SHORT EXERCISE: Search the data for the string "React" and extract every line where it appears.

SOURCE RECORDS:
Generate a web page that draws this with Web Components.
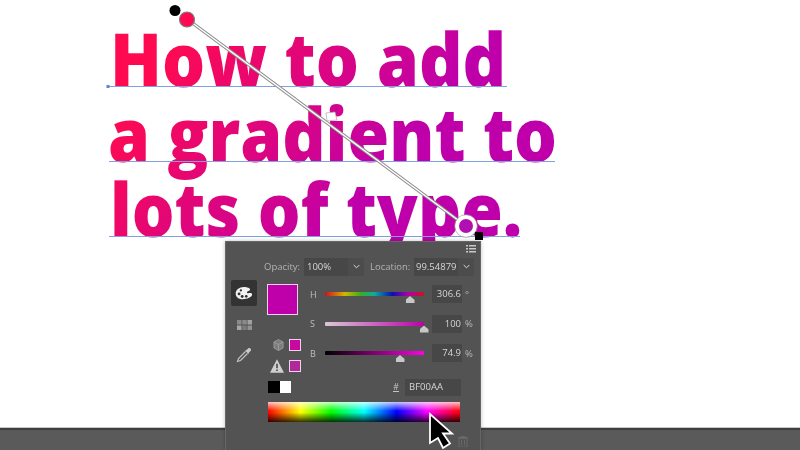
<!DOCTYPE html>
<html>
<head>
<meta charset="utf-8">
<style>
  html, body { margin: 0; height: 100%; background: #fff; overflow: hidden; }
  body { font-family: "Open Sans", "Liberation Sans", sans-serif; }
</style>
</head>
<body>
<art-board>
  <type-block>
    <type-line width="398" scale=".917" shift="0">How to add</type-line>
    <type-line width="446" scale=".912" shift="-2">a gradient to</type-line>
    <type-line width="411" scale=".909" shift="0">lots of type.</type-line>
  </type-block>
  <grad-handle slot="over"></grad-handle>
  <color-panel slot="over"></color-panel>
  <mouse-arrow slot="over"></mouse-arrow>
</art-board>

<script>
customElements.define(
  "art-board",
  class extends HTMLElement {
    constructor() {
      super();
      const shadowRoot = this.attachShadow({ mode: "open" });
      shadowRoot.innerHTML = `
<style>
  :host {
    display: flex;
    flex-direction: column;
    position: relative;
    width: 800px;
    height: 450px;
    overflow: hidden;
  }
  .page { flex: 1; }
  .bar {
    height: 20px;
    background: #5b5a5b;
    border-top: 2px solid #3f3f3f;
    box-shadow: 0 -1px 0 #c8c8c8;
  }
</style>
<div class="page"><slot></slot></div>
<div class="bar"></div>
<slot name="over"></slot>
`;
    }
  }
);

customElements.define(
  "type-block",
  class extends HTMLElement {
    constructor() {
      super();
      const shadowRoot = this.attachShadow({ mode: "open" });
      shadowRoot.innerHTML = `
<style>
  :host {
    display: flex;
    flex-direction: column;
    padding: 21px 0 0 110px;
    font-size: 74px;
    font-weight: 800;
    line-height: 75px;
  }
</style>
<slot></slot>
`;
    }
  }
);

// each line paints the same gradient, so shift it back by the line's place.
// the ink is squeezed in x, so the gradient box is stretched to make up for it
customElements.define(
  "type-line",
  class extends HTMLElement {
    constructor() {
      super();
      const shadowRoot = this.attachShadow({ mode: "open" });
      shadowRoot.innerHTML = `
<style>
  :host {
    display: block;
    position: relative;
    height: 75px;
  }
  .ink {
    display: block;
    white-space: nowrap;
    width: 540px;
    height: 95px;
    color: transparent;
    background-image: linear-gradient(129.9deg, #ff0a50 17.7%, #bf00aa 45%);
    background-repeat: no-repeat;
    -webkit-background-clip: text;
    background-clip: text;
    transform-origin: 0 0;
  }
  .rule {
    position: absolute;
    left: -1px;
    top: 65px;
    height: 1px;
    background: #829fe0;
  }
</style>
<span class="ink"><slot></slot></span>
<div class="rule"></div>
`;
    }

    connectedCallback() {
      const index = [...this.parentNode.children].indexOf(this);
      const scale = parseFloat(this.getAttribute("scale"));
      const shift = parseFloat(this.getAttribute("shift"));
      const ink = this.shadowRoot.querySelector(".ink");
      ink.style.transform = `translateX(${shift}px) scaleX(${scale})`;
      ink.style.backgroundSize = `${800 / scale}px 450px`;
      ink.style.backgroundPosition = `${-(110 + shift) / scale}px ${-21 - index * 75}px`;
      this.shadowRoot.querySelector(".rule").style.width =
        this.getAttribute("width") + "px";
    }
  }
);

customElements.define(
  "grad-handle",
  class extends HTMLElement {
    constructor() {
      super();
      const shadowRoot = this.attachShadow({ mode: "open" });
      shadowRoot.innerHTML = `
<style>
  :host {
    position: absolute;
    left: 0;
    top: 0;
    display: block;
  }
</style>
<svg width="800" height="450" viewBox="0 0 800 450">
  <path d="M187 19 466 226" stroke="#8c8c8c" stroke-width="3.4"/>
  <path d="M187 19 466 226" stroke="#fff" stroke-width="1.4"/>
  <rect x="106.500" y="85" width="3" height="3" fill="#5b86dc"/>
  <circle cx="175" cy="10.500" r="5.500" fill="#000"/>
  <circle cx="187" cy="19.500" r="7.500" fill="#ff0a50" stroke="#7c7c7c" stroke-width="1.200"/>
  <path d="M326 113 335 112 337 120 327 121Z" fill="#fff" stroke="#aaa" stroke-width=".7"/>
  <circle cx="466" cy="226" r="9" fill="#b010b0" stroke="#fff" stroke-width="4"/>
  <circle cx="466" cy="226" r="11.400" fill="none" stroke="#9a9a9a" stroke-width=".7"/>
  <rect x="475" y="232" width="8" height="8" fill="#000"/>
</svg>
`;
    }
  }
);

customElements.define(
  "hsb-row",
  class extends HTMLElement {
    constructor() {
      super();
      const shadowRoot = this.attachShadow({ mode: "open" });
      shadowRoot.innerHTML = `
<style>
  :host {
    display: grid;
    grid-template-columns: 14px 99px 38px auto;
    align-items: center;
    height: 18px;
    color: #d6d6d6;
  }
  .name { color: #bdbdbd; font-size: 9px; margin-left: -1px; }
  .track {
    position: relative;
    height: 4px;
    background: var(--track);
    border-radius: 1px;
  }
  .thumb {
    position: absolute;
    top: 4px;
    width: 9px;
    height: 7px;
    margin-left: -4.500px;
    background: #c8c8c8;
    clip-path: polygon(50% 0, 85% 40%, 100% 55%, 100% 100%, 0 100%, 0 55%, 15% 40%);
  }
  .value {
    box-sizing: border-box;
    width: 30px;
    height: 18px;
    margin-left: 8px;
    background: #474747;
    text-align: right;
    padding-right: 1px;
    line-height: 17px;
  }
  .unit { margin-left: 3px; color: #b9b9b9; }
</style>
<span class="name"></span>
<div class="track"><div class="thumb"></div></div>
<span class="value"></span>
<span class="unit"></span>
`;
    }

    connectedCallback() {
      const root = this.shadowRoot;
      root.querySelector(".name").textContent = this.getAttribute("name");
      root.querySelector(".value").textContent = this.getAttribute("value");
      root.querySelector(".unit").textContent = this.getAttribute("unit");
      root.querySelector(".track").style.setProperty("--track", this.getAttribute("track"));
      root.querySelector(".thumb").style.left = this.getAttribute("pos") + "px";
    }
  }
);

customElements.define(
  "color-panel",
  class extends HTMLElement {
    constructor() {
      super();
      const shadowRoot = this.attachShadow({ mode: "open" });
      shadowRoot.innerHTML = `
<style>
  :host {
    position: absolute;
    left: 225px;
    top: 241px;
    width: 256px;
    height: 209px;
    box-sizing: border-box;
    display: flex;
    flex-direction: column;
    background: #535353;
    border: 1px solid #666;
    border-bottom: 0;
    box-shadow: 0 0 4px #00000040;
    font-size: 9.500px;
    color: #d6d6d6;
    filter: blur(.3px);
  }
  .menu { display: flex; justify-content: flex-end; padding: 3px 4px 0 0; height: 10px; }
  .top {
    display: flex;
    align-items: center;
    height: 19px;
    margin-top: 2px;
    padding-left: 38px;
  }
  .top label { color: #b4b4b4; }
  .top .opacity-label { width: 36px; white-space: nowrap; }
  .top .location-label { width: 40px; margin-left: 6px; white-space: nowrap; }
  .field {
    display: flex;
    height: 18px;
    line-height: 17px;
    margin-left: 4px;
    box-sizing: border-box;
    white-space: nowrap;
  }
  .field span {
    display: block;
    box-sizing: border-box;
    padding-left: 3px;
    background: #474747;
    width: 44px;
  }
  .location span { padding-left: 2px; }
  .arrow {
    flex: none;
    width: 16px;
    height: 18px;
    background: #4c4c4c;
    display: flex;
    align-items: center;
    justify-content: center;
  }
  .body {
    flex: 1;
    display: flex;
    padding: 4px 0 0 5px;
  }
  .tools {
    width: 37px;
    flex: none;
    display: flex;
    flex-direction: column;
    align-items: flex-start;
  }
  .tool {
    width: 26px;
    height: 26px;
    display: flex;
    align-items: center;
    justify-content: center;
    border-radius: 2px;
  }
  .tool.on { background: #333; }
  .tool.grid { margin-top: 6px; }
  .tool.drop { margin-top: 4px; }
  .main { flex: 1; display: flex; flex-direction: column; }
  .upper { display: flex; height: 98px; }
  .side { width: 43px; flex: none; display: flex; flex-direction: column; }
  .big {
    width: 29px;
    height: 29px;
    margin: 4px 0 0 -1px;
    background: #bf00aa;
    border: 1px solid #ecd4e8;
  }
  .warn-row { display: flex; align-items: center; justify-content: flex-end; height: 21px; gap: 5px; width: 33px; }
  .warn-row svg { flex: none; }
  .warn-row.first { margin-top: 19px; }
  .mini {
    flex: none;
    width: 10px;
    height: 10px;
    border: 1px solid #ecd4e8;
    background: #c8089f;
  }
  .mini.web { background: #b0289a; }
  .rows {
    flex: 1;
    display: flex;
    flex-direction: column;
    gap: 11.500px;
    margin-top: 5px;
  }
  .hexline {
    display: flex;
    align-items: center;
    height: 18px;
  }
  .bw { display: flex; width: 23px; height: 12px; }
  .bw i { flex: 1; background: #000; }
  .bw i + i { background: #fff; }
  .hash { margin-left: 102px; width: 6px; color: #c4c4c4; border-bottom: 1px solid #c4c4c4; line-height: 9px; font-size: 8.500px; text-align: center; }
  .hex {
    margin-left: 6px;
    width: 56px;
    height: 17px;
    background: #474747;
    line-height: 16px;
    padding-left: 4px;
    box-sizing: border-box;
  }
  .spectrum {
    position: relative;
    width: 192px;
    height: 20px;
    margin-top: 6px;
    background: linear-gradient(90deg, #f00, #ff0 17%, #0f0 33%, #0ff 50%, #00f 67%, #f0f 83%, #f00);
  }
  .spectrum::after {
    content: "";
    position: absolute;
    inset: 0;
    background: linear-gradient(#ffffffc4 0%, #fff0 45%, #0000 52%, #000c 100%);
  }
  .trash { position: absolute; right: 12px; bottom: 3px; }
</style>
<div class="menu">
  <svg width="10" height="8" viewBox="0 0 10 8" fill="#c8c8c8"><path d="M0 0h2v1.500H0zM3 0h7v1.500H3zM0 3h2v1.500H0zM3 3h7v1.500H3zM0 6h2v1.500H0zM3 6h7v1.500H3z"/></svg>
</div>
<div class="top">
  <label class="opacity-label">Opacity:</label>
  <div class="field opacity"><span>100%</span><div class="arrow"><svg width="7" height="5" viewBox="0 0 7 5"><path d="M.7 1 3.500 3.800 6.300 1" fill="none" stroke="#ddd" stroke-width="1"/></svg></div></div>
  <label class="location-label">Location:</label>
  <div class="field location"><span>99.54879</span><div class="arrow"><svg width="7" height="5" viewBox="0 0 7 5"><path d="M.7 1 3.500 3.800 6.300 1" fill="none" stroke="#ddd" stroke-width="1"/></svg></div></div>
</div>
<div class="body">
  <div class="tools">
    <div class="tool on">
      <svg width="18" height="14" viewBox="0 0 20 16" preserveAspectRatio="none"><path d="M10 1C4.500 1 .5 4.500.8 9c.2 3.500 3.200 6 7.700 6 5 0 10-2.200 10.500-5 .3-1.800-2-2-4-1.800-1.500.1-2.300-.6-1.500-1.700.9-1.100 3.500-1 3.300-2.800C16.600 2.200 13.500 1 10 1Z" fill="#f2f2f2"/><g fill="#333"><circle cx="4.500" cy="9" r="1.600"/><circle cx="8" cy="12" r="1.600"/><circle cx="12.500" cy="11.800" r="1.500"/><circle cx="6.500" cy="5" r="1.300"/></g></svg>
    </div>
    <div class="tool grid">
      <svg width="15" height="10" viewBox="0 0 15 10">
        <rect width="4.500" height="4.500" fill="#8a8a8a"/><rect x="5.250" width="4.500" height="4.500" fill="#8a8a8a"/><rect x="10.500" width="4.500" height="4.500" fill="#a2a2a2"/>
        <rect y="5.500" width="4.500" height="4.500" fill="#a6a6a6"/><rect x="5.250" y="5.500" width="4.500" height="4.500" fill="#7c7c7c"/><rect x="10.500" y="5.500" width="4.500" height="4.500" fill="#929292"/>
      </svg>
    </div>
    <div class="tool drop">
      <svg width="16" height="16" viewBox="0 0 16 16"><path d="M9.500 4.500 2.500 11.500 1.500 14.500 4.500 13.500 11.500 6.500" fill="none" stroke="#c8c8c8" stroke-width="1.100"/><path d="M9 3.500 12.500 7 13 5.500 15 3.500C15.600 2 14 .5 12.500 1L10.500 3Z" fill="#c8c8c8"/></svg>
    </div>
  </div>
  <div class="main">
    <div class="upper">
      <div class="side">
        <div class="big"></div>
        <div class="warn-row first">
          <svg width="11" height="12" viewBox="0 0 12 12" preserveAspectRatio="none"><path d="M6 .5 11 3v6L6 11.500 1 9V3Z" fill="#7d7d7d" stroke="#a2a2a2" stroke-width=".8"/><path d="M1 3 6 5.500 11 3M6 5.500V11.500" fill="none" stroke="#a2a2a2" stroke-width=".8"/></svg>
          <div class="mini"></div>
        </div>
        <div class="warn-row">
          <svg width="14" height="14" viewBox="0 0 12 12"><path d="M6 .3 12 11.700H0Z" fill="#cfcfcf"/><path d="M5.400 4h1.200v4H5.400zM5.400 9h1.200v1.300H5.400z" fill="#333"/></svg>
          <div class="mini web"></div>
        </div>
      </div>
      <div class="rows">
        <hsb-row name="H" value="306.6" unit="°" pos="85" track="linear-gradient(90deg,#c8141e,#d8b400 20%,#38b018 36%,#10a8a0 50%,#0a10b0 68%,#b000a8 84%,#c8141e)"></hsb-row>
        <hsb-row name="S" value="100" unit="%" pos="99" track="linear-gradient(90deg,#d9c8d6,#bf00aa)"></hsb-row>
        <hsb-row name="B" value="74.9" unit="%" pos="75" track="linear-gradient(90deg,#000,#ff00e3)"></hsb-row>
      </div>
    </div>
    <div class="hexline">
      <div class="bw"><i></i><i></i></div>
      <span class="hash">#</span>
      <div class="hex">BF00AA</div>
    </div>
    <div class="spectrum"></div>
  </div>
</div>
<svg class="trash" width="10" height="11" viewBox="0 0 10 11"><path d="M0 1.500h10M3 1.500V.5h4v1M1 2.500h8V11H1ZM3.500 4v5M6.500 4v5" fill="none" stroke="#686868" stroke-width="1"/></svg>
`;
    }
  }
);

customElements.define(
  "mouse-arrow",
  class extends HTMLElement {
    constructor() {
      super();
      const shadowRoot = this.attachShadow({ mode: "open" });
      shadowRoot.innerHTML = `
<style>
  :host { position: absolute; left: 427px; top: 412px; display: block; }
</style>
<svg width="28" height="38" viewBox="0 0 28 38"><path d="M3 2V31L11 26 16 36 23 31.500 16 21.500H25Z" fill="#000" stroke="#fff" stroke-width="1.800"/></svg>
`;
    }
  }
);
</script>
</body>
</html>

--

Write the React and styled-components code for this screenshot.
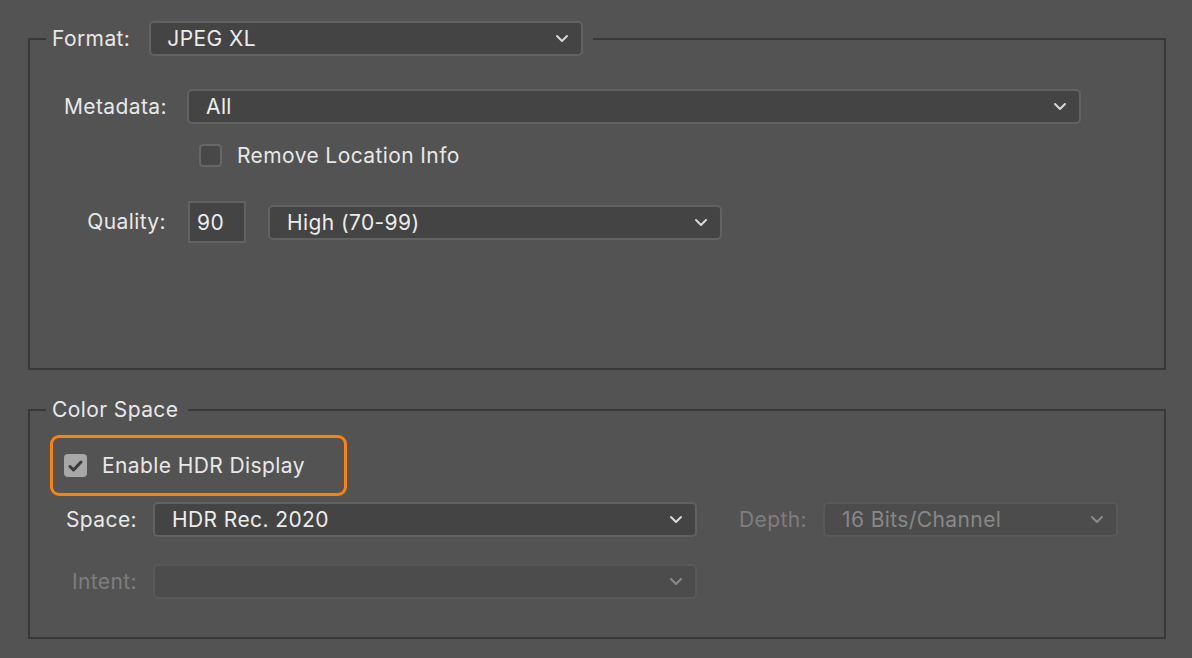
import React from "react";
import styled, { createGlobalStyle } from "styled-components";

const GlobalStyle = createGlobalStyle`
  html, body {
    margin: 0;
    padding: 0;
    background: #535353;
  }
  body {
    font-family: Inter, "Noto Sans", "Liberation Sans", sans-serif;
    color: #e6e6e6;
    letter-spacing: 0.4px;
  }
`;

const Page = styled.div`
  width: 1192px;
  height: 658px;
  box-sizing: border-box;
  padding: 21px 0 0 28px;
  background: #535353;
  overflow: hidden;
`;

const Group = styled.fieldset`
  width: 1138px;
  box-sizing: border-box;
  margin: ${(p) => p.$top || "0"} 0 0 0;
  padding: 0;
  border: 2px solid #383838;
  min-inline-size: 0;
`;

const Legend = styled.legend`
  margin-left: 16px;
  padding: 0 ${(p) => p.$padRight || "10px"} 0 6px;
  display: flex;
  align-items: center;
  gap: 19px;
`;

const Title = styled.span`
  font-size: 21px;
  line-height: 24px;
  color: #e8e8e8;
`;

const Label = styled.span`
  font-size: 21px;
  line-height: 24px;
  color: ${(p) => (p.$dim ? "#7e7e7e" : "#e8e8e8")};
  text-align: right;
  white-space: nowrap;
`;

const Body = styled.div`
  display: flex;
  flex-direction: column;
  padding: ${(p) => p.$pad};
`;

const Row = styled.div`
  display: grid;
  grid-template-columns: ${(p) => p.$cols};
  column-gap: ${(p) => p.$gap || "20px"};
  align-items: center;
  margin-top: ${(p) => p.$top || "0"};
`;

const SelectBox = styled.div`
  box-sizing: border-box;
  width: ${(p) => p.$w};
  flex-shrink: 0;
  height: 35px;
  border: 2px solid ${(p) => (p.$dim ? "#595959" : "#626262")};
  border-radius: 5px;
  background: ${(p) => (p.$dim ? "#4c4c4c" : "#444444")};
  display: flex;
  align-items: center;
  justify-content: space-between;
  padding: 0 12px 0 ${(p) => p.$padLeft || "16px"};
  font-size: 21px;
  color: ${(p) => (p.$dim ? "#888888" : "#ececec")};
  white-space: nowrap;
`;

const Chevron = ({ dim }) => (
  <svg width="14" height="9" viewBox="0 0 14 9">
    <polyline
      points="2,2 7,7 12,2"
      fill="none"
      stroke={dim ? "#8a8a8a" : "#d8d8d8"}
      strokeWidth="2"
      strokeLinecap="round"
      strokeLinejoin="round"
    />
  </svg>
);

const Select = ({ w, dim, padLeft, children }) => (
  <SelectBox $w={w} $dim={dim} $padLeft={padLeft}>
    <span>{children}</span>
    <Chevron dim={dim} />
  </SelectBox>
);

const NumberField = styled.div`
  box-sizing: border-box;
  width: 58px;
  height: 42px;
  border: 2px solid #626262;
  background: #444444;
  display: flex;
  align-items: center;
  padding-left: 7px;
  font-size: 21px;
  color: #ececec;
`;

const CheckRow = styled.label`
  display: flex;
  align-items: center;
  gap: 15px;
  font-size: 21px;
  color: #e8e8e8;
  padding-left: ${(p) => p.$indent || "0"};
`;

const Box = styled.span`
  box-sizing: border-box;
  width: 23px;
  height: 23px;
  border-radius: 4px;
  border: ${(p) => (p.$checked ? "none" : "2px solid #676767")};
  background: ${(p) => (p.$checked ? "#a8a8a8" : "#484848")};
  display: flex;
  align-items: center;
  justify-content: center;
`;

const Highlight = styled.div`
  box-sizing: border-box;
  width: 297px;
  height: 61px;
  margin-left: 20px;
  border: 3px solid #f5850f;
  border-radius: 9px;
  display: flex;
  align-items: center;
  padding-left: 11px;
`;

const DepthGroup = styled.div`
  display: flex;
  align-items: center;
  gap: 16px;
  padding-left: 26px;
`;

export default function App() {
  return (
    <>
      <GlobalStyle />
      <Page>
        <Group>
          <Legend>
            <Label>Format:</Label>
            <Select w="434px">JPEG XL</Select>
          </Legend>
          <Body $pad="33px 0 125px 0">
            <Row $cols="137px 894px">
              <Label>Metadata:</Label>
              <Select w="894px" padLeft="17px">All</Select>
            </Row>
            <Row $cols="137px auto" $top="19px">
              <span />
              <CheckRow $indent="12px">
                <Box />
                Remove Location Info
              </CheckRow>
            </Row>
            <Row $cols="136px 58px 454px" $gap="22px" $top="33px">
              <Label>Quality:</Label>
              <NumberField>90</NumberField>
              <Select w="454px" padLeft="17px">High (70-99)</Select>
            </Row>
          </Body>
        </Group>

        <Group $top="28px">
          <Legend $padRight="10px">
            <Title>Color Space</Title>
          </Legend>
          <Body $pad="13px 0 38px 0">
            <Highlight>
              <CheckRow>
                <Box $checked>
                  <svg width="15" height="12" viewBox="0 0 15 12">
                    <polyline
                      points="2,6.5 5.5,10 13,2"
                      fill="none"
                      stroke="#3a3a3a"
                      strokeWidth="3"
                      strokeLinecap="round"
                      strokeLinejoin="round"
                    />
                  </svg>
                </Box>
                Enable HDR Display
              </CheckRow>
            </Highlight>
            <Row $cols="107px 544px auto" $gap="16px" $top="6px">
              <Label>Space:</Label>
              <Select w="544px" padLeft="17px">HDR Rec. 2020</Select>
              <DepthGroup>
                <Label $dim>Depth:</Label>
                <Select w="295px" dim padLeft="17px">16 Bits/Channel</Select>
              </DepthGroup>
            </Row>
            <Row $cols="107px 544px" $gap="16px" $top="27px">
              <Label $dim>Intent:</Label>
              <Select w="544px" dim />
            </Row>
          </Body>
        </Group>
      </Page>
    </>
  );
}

SOLUTION TO THE EXERCISE:
Write the React and styled-components code for this screenshot.
import React from "react";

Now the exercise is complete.